Love happens in many different ways…
After doing a comparison of ‘Nick and Norah’s Infinite Playlist,’ I was keen to give another title by this duo a go… where the book by David Levithan and Rachel Cohn is witty, punchy and just a little emo, the film is like an adorable alternative romantic comedy. ‘Naomi and Ely’s No Kiss List’ brings another contrast to the colourful characters Levithan and Cohn are praised for.
I honestly liked the movie better than the book. I found Naomi to be whiny and immature, flying off the handle randomly, or failing to see reason – which is the point her character is so interesting… but in the movie, you get a break from her character. Naomi is played by Victoria Justice, and I think I’ve only seen her in some Disney movie, but Justice played Naomi to perfection, I got all the same feels from her performance as I did while reading the book.
Ely, played by Pierson Fode brings some incredible eye-candy. I was literally drooling at the screen. Fode compliments Ely’s character with an aloofness that added dimension to the character that I did not get from the novel. We know he was clueless, but in the novel, he came across as selfish, where in the movie we get to see it’s all in Naomi’s head and Ely is just being Ely.
Other notable performances that excelled my reading experience was Gabriel played by Matthew Daddario and Bruce 2 played by Ryan Ward… maybe it had something to do with the hotness metre blowing a gasket, but these boys really fleshed out the characters. I don’t think I liked Gabriel all that much in the book, but Matthew Daddario totally redeemed him in my eyes. Bruce 2 had the opposite effect, I got a geeky confidence from him in the novel, even though he is an introvert, but the film Bruce 2 felt like a lost lamb falling prey to both Naomi and Ely. I got the vibe of his self discovery from the page – not so strongly on the screen.

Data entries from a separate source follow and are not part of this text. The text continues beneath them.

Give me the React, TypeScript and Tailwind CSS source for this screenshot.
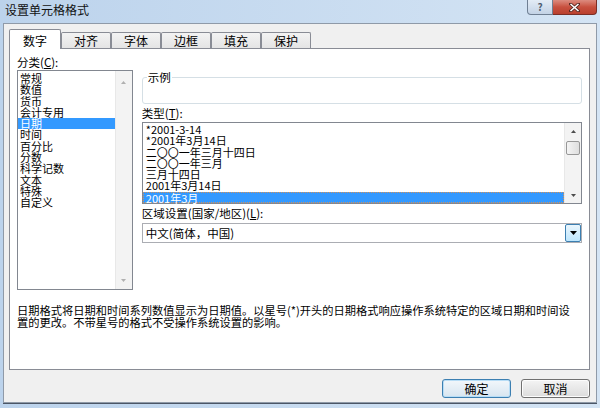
import React from "react";

const categories = ["常规", "数值", "货币", "会计专用", "日期", "时间", "百分比", "分数", "科学记数", "文本", "特殊", "自定义"];
const types = ["*2001-3-14", "*2001年3月14日", "二〇〇一年三月十四日", "二〇〇一年三月", "三月十四日", "2001年3月14日", "2001年3月"];
const tabs = ["对齐", "字体", "边框", "填充", "保护"];

// small scrollbar / combo arrow
function Arrow({ up, light }: { up?: boolean; light?: boolean }) {
  return (
    <svg width="5" height="3" viewBox="0 0 5 3">
      <polygon points={up ? "2.5,0 5,3 0,3" : "0,0 5,0 2.5,3"} fill={light ? "#b0b0b0" : "#4d4d4d"} />
    </svg>
  );
}

export default function App() {
  return (
    <div className="w-[600px] h-[408px] overflow-hidden bg-linear-to-r from-[#bcd3ec] to-[#d4e4f4] text-black font-['Noto_Sans_CJK_SC',sans-serif] text-[11.5px]">
      {/* title bar */}
      <div className="h-[23px] flex items-start">
        <div className="pl-[5px] leading-[20px] text-[12px] text-[#111]">设置单元格格式</div>
        <div className="ml-auto mr-[3px] flex">
          <div className="w-[26px] h-[15px] rounded-bl-[4px] border border-t-0 border-[#6f7f93] bg-linear-to-b from-[#e3ecf6] to-[#c3d3e6] flex items-center justify-center text-[10px] leading-none font-bold text-[#4f5f72]">?</div>
          <div className="w-[44px] h-[15px] rounded-br-[4px] border border-l-0 border-t-0 border-[#7a2e26] bg-linear-to-b from-[#dc8b7f] via-[#c8503f] to-[#b9402e] flex items-center justify-center">
            <svg width="11" height="9" viewBox="0 0 11 9">
              <path d="M1.5 1 L9.5 8 M9.5 1 L1.5 8" stroke="#5a2a24" strokeWidth="3.2" strokeLinecap="square" />
              <path d="M1.5 1 L9.5 8 M9.5 1 L1.5 8" stroke="#ffffff" strokeWidth="1.6" />
            </svg>
          </div>
        </div>
      </div>

      {/* dialog body */}
      <div className="mx-[3px] h-[380px] border border-[#8f9aa8] bg-[#f0f0f0] pt-[5px] pl-[5px]">
        {/* tab strip */}
        <div className="flex items-end h-[19px]">
          <div className="w-[52px] h-[20px] -mb-[1px] relative z-10 border border-b-0 border-[#898c95] rounded-t-[2px] bg-white flex items-center justify-center text-[12px] pt-[2px]">数字</div>
          {tabs.map((t) => (
            <div key={t} className="w-[50px] h-[16px] border border-b-0 border-[#898c95] rounded-t-[2px] bg-linear-to-b from-[#f3f3f3] to-[#e4e4e4] flex items-center justify-center text-[12px] pt-[1px]">
              {t}
            </div>
          ))}
        </div>

        {/* tab panel */}
        <div className="w-[581px] h-[322px] border border-[#898c95] bg-white pt-[6px] px-[7px]">
          <div className="flex">
            {/* category column */}
            <div className="w-[116px]">
              <div className="h-[15px] leading-[15px]">分类(<u>C</u>):</div>
              <div className="flex h-[220px] border border-[#828790] bg-white">
                <div className="flex-1 pt-[2px] text-[11px]">
                  {categories.map((c) => (
                    <div
                      key={c}
                      className={
                        c === "日期"
                          ? "h-[11.3px] leading-[11.3px] pl-[2px] bg-[#3399ff] text-white whitespace-nowrap"
                          : "h-[11.3px] leading-[11.3px] pl-[2px] whitespace-nowrap"
                      }
                    >
                      {c}
                    </div>
                  ))}
                </div>
                <div className="w-[17px] flex flex-col items-center justify-between bg-[#f3f3f3] border-l border-[#e8e8e8] pt-[10px] pb-[7px]">
                  <Arrow up light />
                  <Arrow light />
                </div>
              </div>
            </div>

            {/* right column */}
            <div className="ml-[9px] w-[441px]">
              <div className="mt-[22px] h-[27px] relative border border-[#d5dfe5] rounded-[3px]">
                <span className="absolute -top-[7px] left-[4px] bg-white px-[1px] leading-[12px]">示例</span>
              </div>
              <div className="h-[18px] leading-[18px]">类型(<u>T</u>):</div>
              <div className="flex h-[82px] border border-[#828790] bg-white">
                <div className="flex-1 pt-[1px] text-[11px]">
                  {types.map((t) => (
                    <div
                      key={t}
                      className={
                        t === "2001年3月"
                          ? "h-[11.3px] leading-[10px] pl-[2px] bg-[#3399ff] text-white border border-dotted border-[#d3925a] whitespace-nowrap"
                          : "h-[11.3px] leading-[11.3px] pl-[3px] whitespace-nowrap"
                      }
                    >
                      {t}
                    </div>
                  ))}
                </div>
                <div className="w-[17px] flex flex-col items-center bg-[#f3f3f3] border-l border-[#e8e8e8] pt-[7px] pb-[6px]">
                  <Arrow up />
                  <div className="mt-[8px] w-[14px] h-[14px] rounded-[2px] border border-[#979797] bg-linear-to-r from-[#f4f4f4] to-[#dedede]" />
                  <div className="mt-auto">
                    <Arrow />
                  </div>
                </div>
              </div>
              <div className="h-[19px] leading-[19px]">区域设置(国家/地区)(<u>L</u>):</div>
              <div className="flex h-[20px] border border-[#abadb3] bg-white">
                <div className="flex-1 pl-[3px] leading-[18px]">中文(简体，中国)</div>
                <div className="w-[16px] h-[18px] border border-[#3c7fb1] rounded-[2px] bg-linear-to-b from-[#eaf6fd] to-[#bee6fd] flex items-center justify-center">
                  <svg width="7" height="4" viewBox="0 0 7 4">
                    <polygon points="0,0 7,0 3.5,4" fill="#000" />
                  </svg>
                </div>
              </div>
            </div>
          </div>

          {/* description */}
          <div className="mt-[14px] leading-[12px] text-[11.25px] whitespace-nowrap">
            日期格式将日期和时间系列数值显示为日期值。以星号(*)开头的日期格式响应操作系统特定的区域日期和时间设
            <br />
            置的更改。不带星号的格式不受操作系统设置的影响。
          </div>
        </div>

        {/* buttons */}
        <div className="w-[581px] flex justify-end gap-[10px] mt-[9px]">
          <div className="w-[69px] h-[19px] rounded-[3px] border border-[#3c7fb1] bg-linear-to-b from-[#f2f7fb] to-[#d7e5f0] shadow-[inset_0_0_0_1px_#b7ddf6] flex items-center justify-center text-[12px]">确定</div>
          <div className="w-[69px] h-[19px] rounded-[3px] border border-[#707070] bg-linear-to-b from-[#f4f4f4] to-[#dcdcdc] shadow-[inset_0_0_0_1px_#fcfcfc] flex items-center justify-center text-[12px]">取消</div>
        </div>
      </div>
      <div className="mx-[3px] h-[1px] bg-[#4b5666]" />
    </div>
  );
}
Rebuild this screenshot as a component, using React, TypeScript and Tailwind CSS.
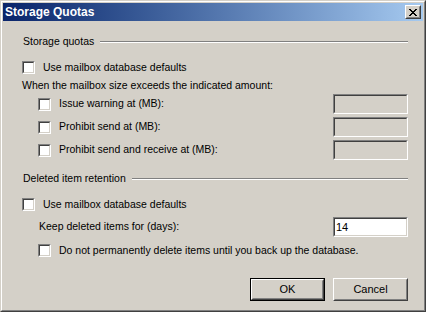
import type { ReactNode } from "react";

const Sunken = ({ className, inner, children }: { className: string; inner: string; children?: ReactNode }) => (
  <div className={`border border-t-[#808080] border-l-[#808080] border-b-white border-r-white ${className}`}>
    <div className={`h-full w-full border border-t-[#404040] border-l-[#404040] border-b-[#d4d0c8] border-r-[#d4d0c8] ${inner}`}>
      {children}
    </div>
  </div>
);

const Checkbox = () => <Sunken className="w-[13px] h-[13px] shrink-0" inner="bg-white" />;

const Field = ({ value, enabled }: { value?: string; enabled?: boolean }) => (
  <Sunken className="w-[75px] h-[20px]" inner={`flex items-center pl-[1px] text-[11px] ${enabled ? "bg-white" : "bg-[#d4d0c8]"}`}>
    {value}
  </Sunken>
);

const GroupHeader = ({ label, className }: { label: string; className: string }) => (
  <div className={`flex items-center h-[13px] pl-[20px] ${className}`}>
    <span className="leading-[13px]">{label}</span>
    <div className="flex-1 ml-[6px] h-[2px] border-t border-t-[#808080] border-b border-b-white" />
  </div>
);

const Button = ({ label, isDefault }: { label: string; isDefault?: boolean }) => (
  <div className={`w-[75px] h-[23px] ${isDefault ? "border border-black" : ""}`}>
    <div className="h-full w-full border border-t-white border-l-white border-b-[#404040] border-r-[#404040]">
      <div className="h-full w-full border border-t-[#d4d0c8] border-l-[#d4d0c8] border-b-[#808080] border-r-[#808080] flex items-center justify-center text-[11px]">
        {label}
      </div>
    </div>
  </div>
);

export default function App() {
  return (
    <div className="w-[426px] h-[312px] bg-[#d4d0c8] text-black text-[10.5px] font-['Liberation_Sans',Arial,sans-serif] border border-t-[#d4d0c8] border-l-[#d4d0c8] border-b-[#404040] border-r-[#404040]">
      <div className="h-full w-full border border-t-white border-l-white border-b-[#808080] border-r-[#808080] p-[1px] flex flex-col">
        {/* title bar */}
        <div className="h-[18px] shrink-0 flex items-center justify-between pl-[2px] pr-[2px] bg-gradient-to-r from-[#0a246a] to-[#a6caf0]">
          <span className="text-white font-bold text-[12px] leading-[18px]">Storage Quotas</span>
          <div className="w-[16px] h-[14px] border border-t-white border-l-white border-b-[#404040] border-r-[#404040]">
            <div className="h-full w-full bg-[#d4d0c8] border border-t-[#d4d0c8] border-l-[#d4d0c8] border-b-[#808080] border-r-[#808080] flex items-center justify-center">
              <svg width="8" height="7" viewBox="0 0 8 7" shapeRendering="crispEdges">
                <path d="M0 0h2v1H0zM6 0h2v1H6zM1 1h2v1H1zM5 1h2v1H5zM2 2h4v1H2zM3 3h2v1H3zM2 4h4v1H2zM1 5h2v1H1zM5 5h2v1H5zM0 6h2v1H0zM6 6h2v1H6z" fill="#000" />
              </svg>
            </div>
          </div>
        </div>

        <div className="flex flex-col pr-[15px]">
          <GroupHeader label="Storage quotas" className="mt-[14px]" />

          <div className="flex items-center h-[13px] mt-[13px] pl-[19px] gap-[8px]">
            <Checkbox />
            <span>Use mailbox database defaults</span>
          </div>

          <div className="flex items-center h-[13px] mt-[5px] pl-[19px]">
            When the mailbox size exceeds the indicated amount:
          </div>

          <div className="flex flex-col gap-[3px] mt-[2px]">
            {["Issue warning at (MB):", "Prohibit send at (MB):", "Prohibit send and receive at (MB):"].map((t) => (
              <div key={t} className="flex items-center h-[20px] pl-[35px]">
                <Checkbox />
                <span className="ml-[8px] flex-1">{t}</span>
                <Field />
              </div>
            ))}
          </div>

          <GroupHeader label="Deleted item retention" className="mt-[12px]" />

          <div className="flex items-center h-[13px] mt-[13px] pl-[19px] gap-[8px]">
            <Checkbox />
            <span>Use mailbox database defaults</span>
          </div>

          <div className="flex items-center h-[20px] mt-[6px] pl-[36px]">
            <span className="flex-1">Keep deleted items for (days):</span>
            <Field value="14" enabled />
          </div>

          <div className="flex items-center h-[13px] mt-[7px] pl-[35px] gap-[8px]">
            <Checkbox />
            <span>Do not permanently delete items until you back up the database.</span>
          </div>

          <div className="flex justify-end gap-[8px] mt-[21px]">
            <Button label="OK" isDefault />
            <Button label="Cancel" />
          </div>
        </div>
      </div>
    </div>
  );
}
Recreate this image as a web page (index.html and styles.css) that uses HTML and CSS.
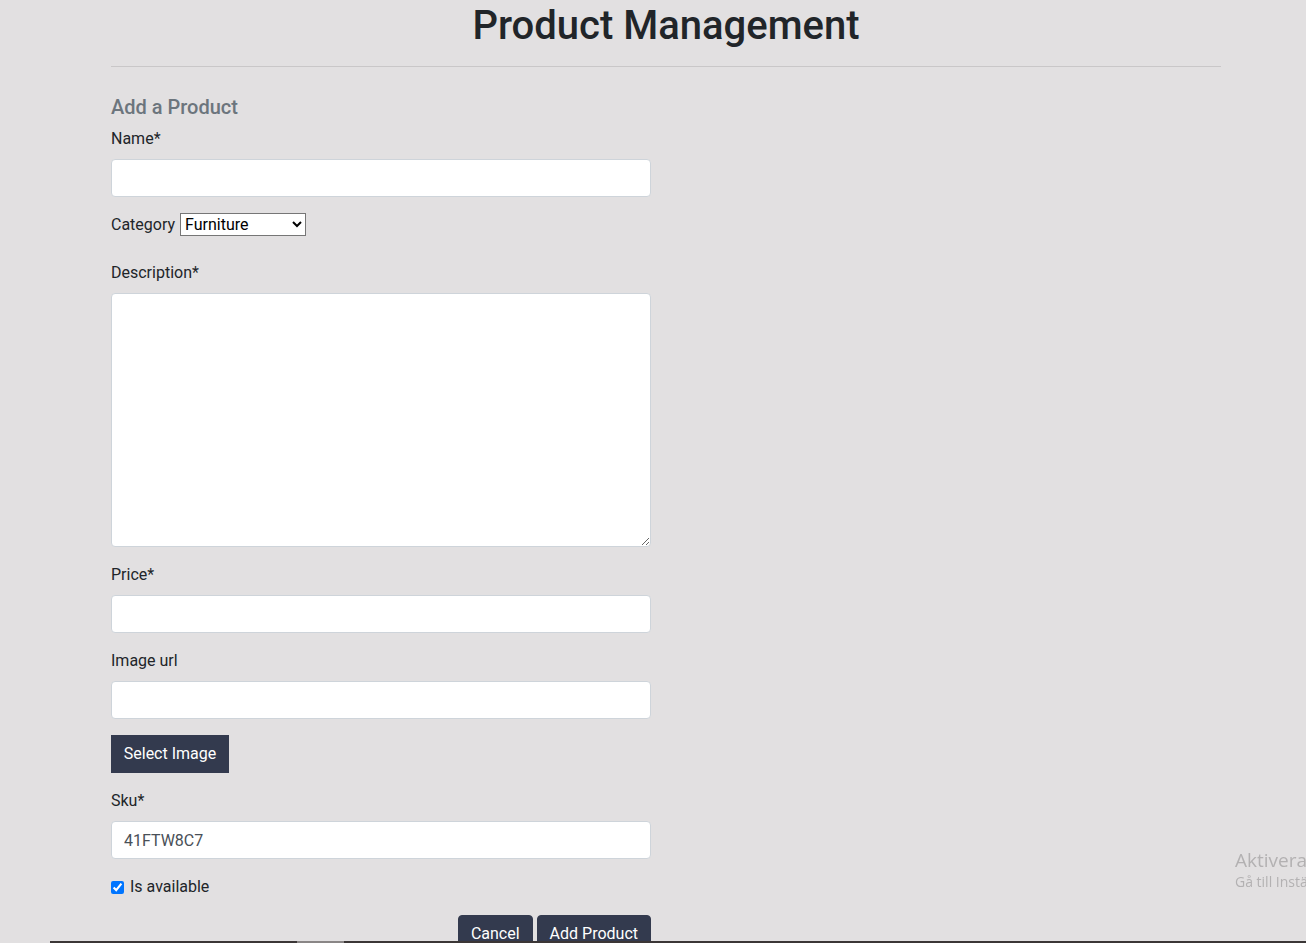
FILE: index.html
```html
<!DOCTYPE html>
<html lang="en">
<head>
<meta charset="utf-8">
<title>Product Management</title>
<link rel="stylesheet" href="styles.css">
</head>
<body>
<div class="container">
  <h1 class="page-title">Product Management</h1>
  <hr class="divider">
  <form class="product-form">
    <h5 class="form-title">Add a Product</h5>
    <div class="form-group">
      <label class="label">Name*</label>
      <input class="form-control" type="text">
    </div>
    <div class="form-group inline-group">
      <label class="label">Category</label>
      <select class="category-select">
        <option>Furniture</option>
        <option>Electronics</option>
        <option>Clothing</option>
      </select>
    </div>
    <div class="form-group">
      <label class="label">Description*</label>
      <textarea class="form-control textarea"></textarea>
    </div>
    <div class="form-group">
      <label class="label">Price*</label>
      <input class="form-control" type="text">
    </div>
    <div class="form-group">
      <label class="label">Image url</label>
      <input class="form-control" type="text">
    </div>
    <div class="form-group">
      <button type="button" class="btn btn-square">Select Image</button>
    </div>
    <div class="form-group">
      <label class="label">Sku*</label>
      <input class="form-control" type="text" value="41FTW8C7">
    </div>
    <div class="form-group check-row">
      <input class="check" type="checkbox" checked id="avail">
      <label class="check-label" for="avail">Is available</label>
    </div>
    <div class="actions">
      <button type="button" class="btn">Cancel</button>
      <button type="button" class="btn">Add Product</button>
    </div>
  </form>
</div>
<div class="watermark">
  <div class="wm-title">Aktivera Windows</div>
  <div class="wm-sub">Gå till Inställningar för att aktivera Windows.</div>
</div>
<div class="taskbar-edge"><span class="seg"></span></div>
</body>
</html>
```
FILE: styles.css
```css
html, body {
  margin: 0;
  padding: 0;
  overflow: hidden;
  height: 100%;
}
body {
  background: #e2e0e1;
  font-family: Roboto, "Liberation Sans", sans-serif;
  font-size: 16px;
  line-height: 1.5;
  color: #212529;
}
.container {
  width: 1110px;
  margin-left: 111px;
}
.page-title {
  font-size: 40px;
  font-weight: 500;
  line-height: 1.2;
  text-align: center;
  margin: 2px 0 0;
  color: #212529;
}
.divider {
  border: 0;
  border-top: 1px solid #c9c7c8;
  margin: 16px 0 0;
}
.product-form {
  width: 540px;
  display: flex;
  flex-direction: column;
}
.form-title {
  font-size: 20px;
  font-weight: 500;
  line-height: 1.2;
  color: #6c757d;
  margin: 28px 0 8px;
}
.form-group {
  margin-bottom: 16px;
}
.label {
  display: inline-block;
  margin-bottom: 8px;
}
.form-control {
  display: block;
  box-sizing: border-box;
  width: 100%;
  height: 38px;
  padding: 6px 12px;
  font-family: Roboto, "Liberation Sans", sans-serif;
  font-size: 16px;
  line-height: 1.5;
  color: #495057;
  background: #fff;
  border: 1px solid #ced4da;
  border-radius: 4px;
  margin: 0;
}
.textarea {
  height: 254px;
  resize: vertical;
}
.category-select {
  width: 126px;
  height: 23px;
  font-family: Roboto, "Liberation Sans", sans-serif;
  font-size: 16px;
  color: #000;
  background: #fff;
  border: 1px solid #767676;
  border-radius: 0;
  padding: 0;
  margin-left: 1px;
}
.btn {
  font-family: Roboto, "Liberation Sans", sans-serif;
  font-size: 16px;
  line-height: 1.5;
  color: #fff;
  background: #333a4e;
  border: 1px solid #333a4e;
  border-radius: 4px;
  padding: 6px 12px;
  height: 38px;
  cursor: pointer;
}
.btn-square {
  border-radius: 0;
  width: 118px;
  padding: 6px 0;
}
.check-row {
  display: flex;
  align-items: center;
  gap: 6px;
  height: 24px;
}
.check {
  margin: 0;
  width: 13px;
  height: 13px;
}
.actions {
  display: flex;
  justify-content: flex-end;
  gap: 4px;
}
.watermark {
  position: fixed;
  left: 1235px;
  top: 848px;
  white-space: nowrap;
  color: #b3b1b2;
  font-family: "Open Sans", "Noto Sans", sans-serif;
}
.wm-title {
  font-size: 19px;
  line-height: 24px;
}
.wm-sub {
  font-size: 14px;
  line-height: 20px;
}
.taskbar-edge {
  position: fixed;
  left: 50px;
  right: 0;
  bottom: 0;
  height: 2px;
  background: #3b3636;
}
.seg {
  display: block;
  margin-left: 247px;
  width: 47px;
  height: 2px;
  background: #8a8686;
}
```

Plus, New York, with all of Naomi and Ely’s friends was so much more interesting in bright colour on the big screen – I didn’t get such a rich feeling of subculture from the novel. It is such a short book, and its focus is on Naomi and Ely’s relationship, so superfluous description of the setting would have been a hindrance, so I’m greatful to the film for adding yet another layer to my enjoyment.
The emotion was dialled down a lot more in the movie as well, which I appreciated, leaving me with a more rounded experience from all the cast, other than just Ely and Naomi.
I’d recommend to read the book before the movie, but it is totally the film for the win!